David Robertson has renewed with the St Louis Symphony for one more year, his 14th, saying ‘I think my sell-by date has come.’

Robertson, New York based, is also music director of the Sydney Symphony Orchestra in Australia. He’ll be done in St Louis in 2019.

Comments

  • Bruce says:

    Clarification: he’s referring to the length of time he’s been in St. Louis, not to the end of his career.

  • Daniel F. says:

    The betting in this precinct is that whoever St. Louis gets to replace David Robertson will not be in his league. He has acquitted himself very well at the Met Opera, though his recent Jenufa was lacking in visceral power, and his programs in St. Louis have been courageous in their espousal of new and relatively new music. I still remember how a few years back he bailed out the Boston Symphony: touring with an Elliott Carter-dominated program, James Levine injured or re-injured one limb or organ or another. Robertson is one of a maimed handful of conductors who could have done Carter justice on such short notice. Typically, BSO management has not had him back since.
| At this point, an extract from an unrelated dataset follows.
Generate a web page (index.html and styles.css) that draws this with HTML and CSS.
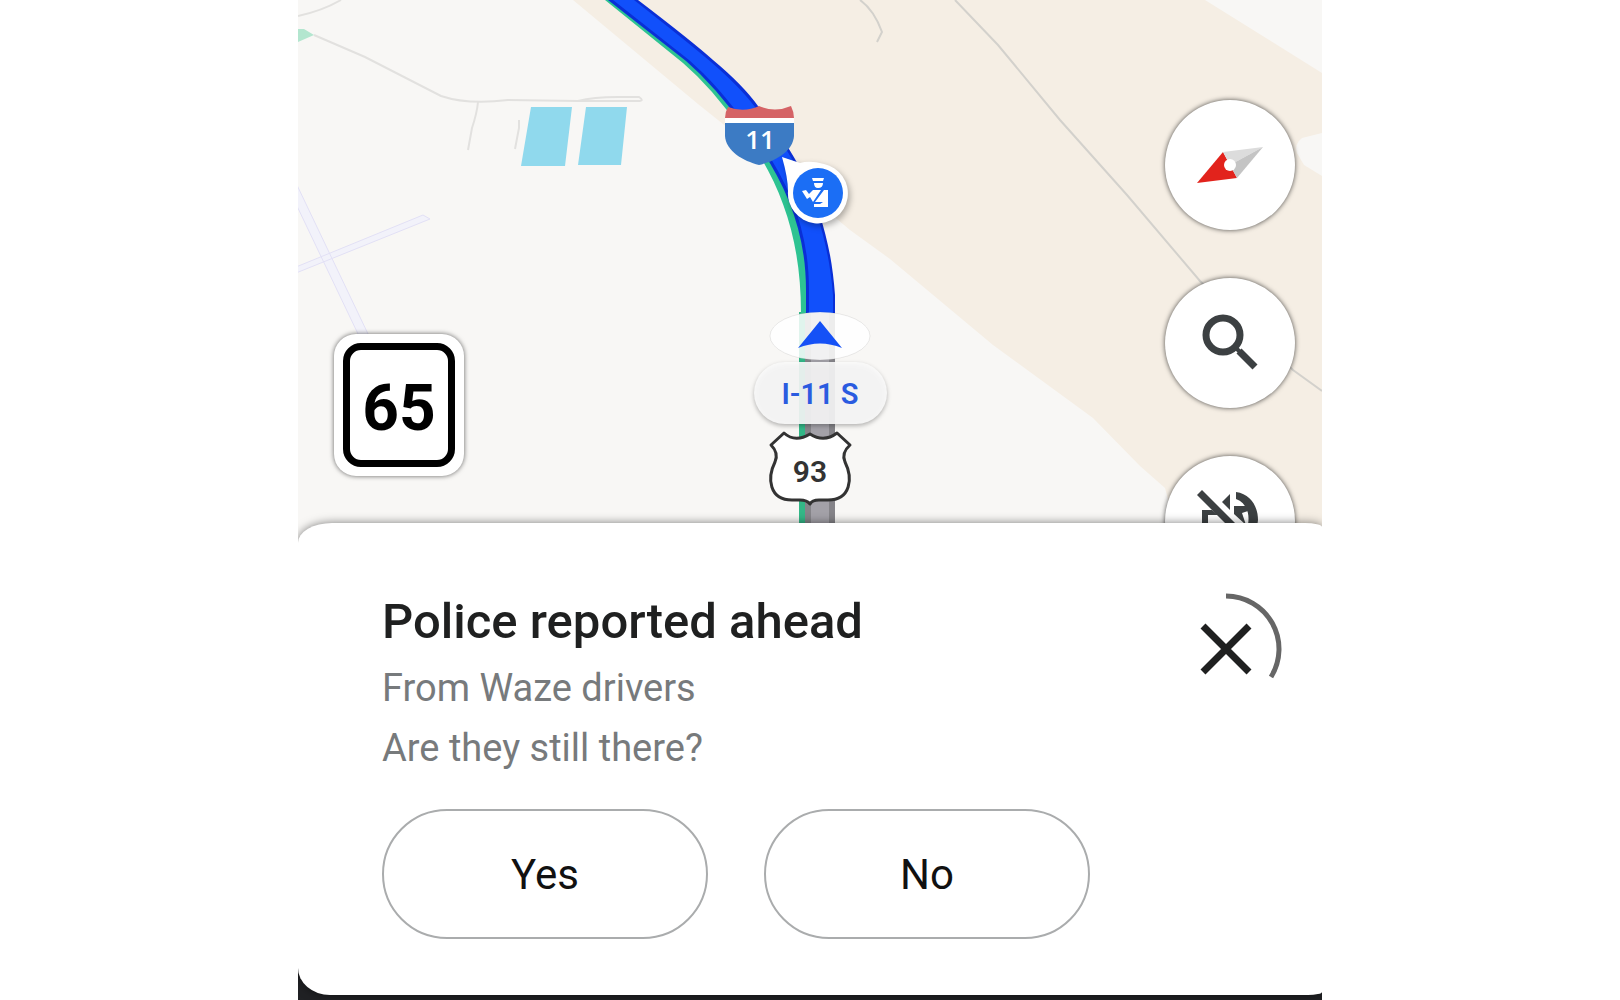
FILE: index.html
```html
<!DOCTYPE html>
<html lang="en">
<head>
  <meta charset="UTF-8">
  <meta name="viewport" content="width=device-width, initial-scale=1">
  <title>Navigation</title>
  <link rel="stylesheet" href="styles.css">
</head>
<body>
  <main class="screen">
    <section class="map">
      <svg class="map-canvas" viewBox="0 0 1024 543" preserveAspectRatio="xMidYMin slice" aria-hidden="true">
        <!-- terrain -->
        <rect width="1024" height="543" fill="#f8f7f5"/>
        <path d="M275 0 L400 104 L425 124 L552 230 L592 259 L695 345 L795 418 L842 466 L867 488 L882 543 H1024 V73 L907 0 Z" fill="#f5eee4"/>
        <path d="M1024 133 L1004 138 Q996 144 999 153 L1006 165 L1024 176 Z" fill="#f8f7f5"/>
        <path d="M0 29 L6 29 L16 35 L0 42 Z" fill="#b3e6cf"/>
        <path d="M233 107 H274 L267 166 H223 Z M288 107 H329 L323 165 H280 Z" fill="#90d9ed"/>

        <!-- runways -->
        <path d="M-2 183 L71 336 L61 336 L-2 204 Z M-2 267 L125 215 L132 219 L-2 273 Z" fill="#f2f2fa" stroke="#e2e0f5"/>

        <!-- small roads -->
        <g fill="none" stroke="#e2e1df" stroke-width="2">
          <path d="M0 16 Q24 11 43 0"/>
          <path d="M16 35 L67 57 L143 96 Q170 105 210 100 L280 101 Q295 97 320 97 H341 Q347 101 340 101 H280"/>
          <path d="M180 102 Q179 113 174 128 L170 150 M221 120 V128 L217 149"/>
        </g>
        <g fill="none" stroke="#d3d1cc" stroke-width="2">
          <path d="M562 0 Q576 10 584 32 L579 42"/>
          <path d="M657 0 L700 45 L762 120 L829 195 L902 281 L995 370 L1024 391"/>
        </g>

        <!-- road behind the car -->
        <rect x="501" y="312" width="7" height="231" fill="#33b787"/>
        <rect x="507" y="312" width="30" height="231" fill="#858489"/>
        <rect x="513" y="312" width="18" height="231" fill="#a3a1a8"/>

        <!-- route -->
        <path d="M307 0 L385 63 L399 76 Q415 92 428 109 C475 165 503 225 503 313 H515 V290 C512 220 485 165 440 108 L402 70 L318 0 Z" fill="#2ec392"/>
        <path d="M310 0 L388 61 L402 74 Q418 90 432 108 C480 165 508 220 508 290 V313 H537 V295 C531 210 500 155 460 106 Q445 85 415 60 Q395 42 340 0 Z" fill="#0a2fd6"/>
        <path d="M315 0 L391 60 L405 73 Q420 88 435 107 C484 165 511 220 511 290 V313 H535 V295 C528 210 497 155 457 107 Q442 87 413 62 Q392 44 336 0 Z" fill="#1150fb"/>

        <!-- interstate shield -->
        <path d="M430 107 Q446 113 461 106 Q477 113 493 106 Q496 112 496 118 H427 Q427 112 430 107 Z" fill="#d56366"/>
        <rect x="427" y="118" width="69" height="6" fill="#fff"/>
        <path d="M427 123 H496 V136 C495 151 478 161 461 165 C445 161 428 151 427 136 Z" fill="#3c7bc4"/>
        <text class="shield-text interstate" x="462" y="149">11</text>

        <!-- police pin -->
        <g class="pin">
          <path d="M484 157 L502 163 Q512 160 526 164 A30 30 0 1 1 490 191 Q490 178 484 157 Z" fill="#fff"/>
          <circle cx="520" cy="193" r="25" fill="#1b6ef5"/>
          <path d="M514 178 H526 L525 181 H515 Z M516 183 H525 Q525 188 520 188 Q516 188 516 183 Z" fill="#fff"/>
          <path d="M504 191 L508 190 L511 194 L515 190 H523 L515 202 L512 197 L509 199 Z M526 190 H530 V207 H516 V204 H522 L525 202 H517 Z" fill="#fff"/>
        </g>

        <!-- current position -->
        <ellipse class="puck" cx="522" cy="336" rx="50" ry="24"/>
        <path d="M522 321 L544 348 Q522 339 500 348 Z" fill="#1551f6"/>

        <rect class="road-pill" x="456" y="362" width="133" height="62" rx="31"/>
        <text class="road-name" x="522" y="404">I-11 S</text>

        <!-- US route shield -->
        <path d="M486 433 Q497 443 512 434 Q526 443 539 433 L552 445 Q543 453 547 462 C555 478 553 500 530 500 H521 Q514 500 512 504 Q509 500 502 500 H494 C471 500 469 478 477 462 Q481 453 473 445 Z" fill="#fff" stroke="#333" stroke-width="3" stroke-linejoin="round"/>
        <text class="shield-text" x="512" y="482">93</text>
      </svg>

      <div class="speed-limit">
        <span class="speed-value">65</span>
      </div>

      <div class="map-controls">
        <button class="fab" type="button" aria-label="Compass">
          <svg viewBox="0 0 72 72">
            <path d="M3 54 L29 23 L43 49 Z" fill="#e2231c"/>
            <path d="M29 23 L69 18 L36 36 Z" fill="#dcdcdc"/>
            <path d="M69 18 L43 49 L36 36 Z" fill="#c4c4c4"/>
            <circle cx="36" cy="36" r="6" fill="#fff"/>
          </svg>
        </button>
        <button class="fab" type="button" aria-label="Search">
          <svg viewBox="0 0 72 72" fill="none" stroke="#3c4042">
            <circle cx="29" cy="28" r="17" stroke-width="7"/>
            <path d="M41 40 L47 46" stroke-width="4"/>
            <path d="M45 44 L61 60" stroke-width="7"/>
          </svg>
        </button>
        <button class="fab" type="button" aria-label="Unmute">
          <svg viewBox="0 0 72 72" fill="#3c4042">
            <path d="M36 9 V25 L28 17 Z"/>
            <path d="M8 25 H18 L24 30 H14 V45 H8 Z"/>
            <path d="M3 10 L8 5 L64 61 L59 66 Z"/>
            <path d="M42 7 C57 9 64 22 64 35 L62 50 L53 44 C57 30 53 18 42 14 Z"/>
            <path d="M40 21 L53 21 L54 26 L48 28 L52 40 L40 29 Z"/>
          </svg>
        </button>
      </div>
    </section>

    <section class="sheet">
      <div class="sheet-header">
        <div class="report">
          <h1>Police reported ahead</h1>
          <p>From Waze drivers</p>
          <p>Are they still there?</p>
        </div>
        <button class="close" type="button" aria-label="Close">
          <svg viewBox="0 0 112 112" fill="none">
            <path d="M33 33 L79 79 M79 33 L33 79" stroke="#1f2020" stroke-width="7"/>
            <path d="M56 3 A53 53 0 0 1 101 84" stroke="#666" stroke-width="5"/>
          </svg>
        </button>
      </div>
      <div class="actions">
        <button class="answer" type="button">Yes</button>
        <button class="answer" type="button">No</button>
      </div>
    </section>
  </main>
</body>
</html>
```
FILE: styles.css
```css
* {
  box-sizing: border-box;
}

body {
  margin: 0;
  background: #fff;
  font-family: Roboto, "Liberation Sans", sans-serif;
  color: #1f2020;
}

button {
  font-family: inherit;
  cursor: pointer;
}

.screen {
  max-width: 1024px;
  min-height: 100vh;
  margin: 0 auto;
  overflow: hidden;
  background: #202124;
}

/* map */
.map {
  position: relative;
  display: flex;
  justify-content: space-between;
  align-items: flex-start;
  height: 543px;
  padding-left: 36px;
  padding-right: 27px;
  overflow: hidden;
}

.map-canvas {
  position: absolute;
  top: 0;
  left: 0;
  width: 100%;
  height: 100%;
}

.shield-text,
.road-name {
  font-size: 30px;
  font-weight: 600;
  text-anchor: middle;
  fill: #333;
}

.shield-text.interstate {
  font-family: "Open Sans", sans-serif;
  font-size: 26px;
  fill: #fff;
}

.road-name {
  font-size: 29px;
  fill: #2a5be0;
}

.pin {
  filter: drop-shadow(2px 3px 3px rgba(0, 0, 0, 0.3));
}

.puck {
  fill: rgba(255, 255, 255, 0.85);
  stroke: rgba(0, 0, 0, 0.08);
}

.road-pill {
  fill: rgba(249, 249, 250, 0.9);
  filter: drop-shadow(0 2px 2px rgba(0, 0, 0, 0.3));
}

.speed-limit {
  position: relative;
  width: 130px;
  height: 142px;
  margin-top: 334px;
  padding: 9px;
  border-radius: 22px;
  background: #fff;
  box-shadow: 0 0 5px rgba(0, 0, 0, 0.6);
}

.speed-value {
  display: flex;
  align-items: center;
  justify-content: center;
  height: 100%;
  padding-top: 6px;
  border: 7px solid #000;
  border-radius: 18px;
  font-size: 64px;
  font-weight: 700;
  color: #000;
}

.map-controls {
  position: relative;
  display: flex;
  flex-direction: column;
  gap: 48px;
  padding-top: 100px;
}

.fab {
  display: flex;
  align-items: center;
  justify-content: center;
  flex-shrink: 0;
  width: 130px;
  height: 130px;
  padding: 0;
  border: none;
  border-radius: 50%;
  background: #fff;
  box-shadow: 0 0 5px rgba(0, 0, 0, 0.7);
}

.fab svg {
  width: 72px;
  height: 72px;
}

/* bottom sheet */
.sheet {
  position: relative;
  margin-top: -20px;
  padding: 70px 40px 56px 84px;
  border-radius: 34px 17px 14px 32px / 20px 4px 3px 27px;
  background: #fff;
  box-shadow: 0 0 10px rgba(0, 0, 0, 0.5);
}

.sheet-header {
  display: flex;
  justify-content: space-between;
  align-items: flex-start;
}

h1 {
  margin: 0 0 8px;
  font-size: 49px;
  font-weight: 500;
  line-height: 57px;
}

p {
  margin: 0;
  font-size: 38px;
  line-height: 60px;
  color: #777a7c;
}

.close {
  flex-shrink: 0;
  width: 112px;
  height: 112px;
  padding: 0;
  border: none;
  background: none;
}

.close svg {
  display: block;
}

.actions {
  display: flex;
  gap: 56px;
  margin-top: 31px;
}

.answer {
  flex: 0 1 326px;
  height: 130px;
  border: 2px solid #aaacad;
  border-radius: 65px;
  background: #fff;
  font-size: 42px;
  color: #111;
}
```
  • Robin Mitchell-Boyask says:

    It still boggles my mind that Philadelphia could have him before Eschenbach, but there were enough of the old guard among the musicians who wanted a name that they balked, and then they wound up with a name they didn’t want imposed on them. The result: a largely wasted decade in terms of positioning the PO for the future. And he only came one or two times after that.

    • Ilio says:

      I don’t think he would have been the right fit for the Philadelphia community at the time. With his proclivity towards a more “current” repertory he probably would have turned off the generally conservative audience. After all, look at the initial response in 2000 for all 20th C. programming that season. Attendance was reportedly down. I don’t know if it really has improved over the last 16 years.

  • William Safford says:

    One reason DR got the St. Louis gig was that he came to their aid for a Carnegie Hall concert when Hans Vonk took ill. (I attended that concert.) It was his first time conducting them, he flew in from France to do so on a couple days notice, and acquitted himself well.

  • M2N2K says:

    In my opinion, DR is the best US-born symphonic conductor of this century so far.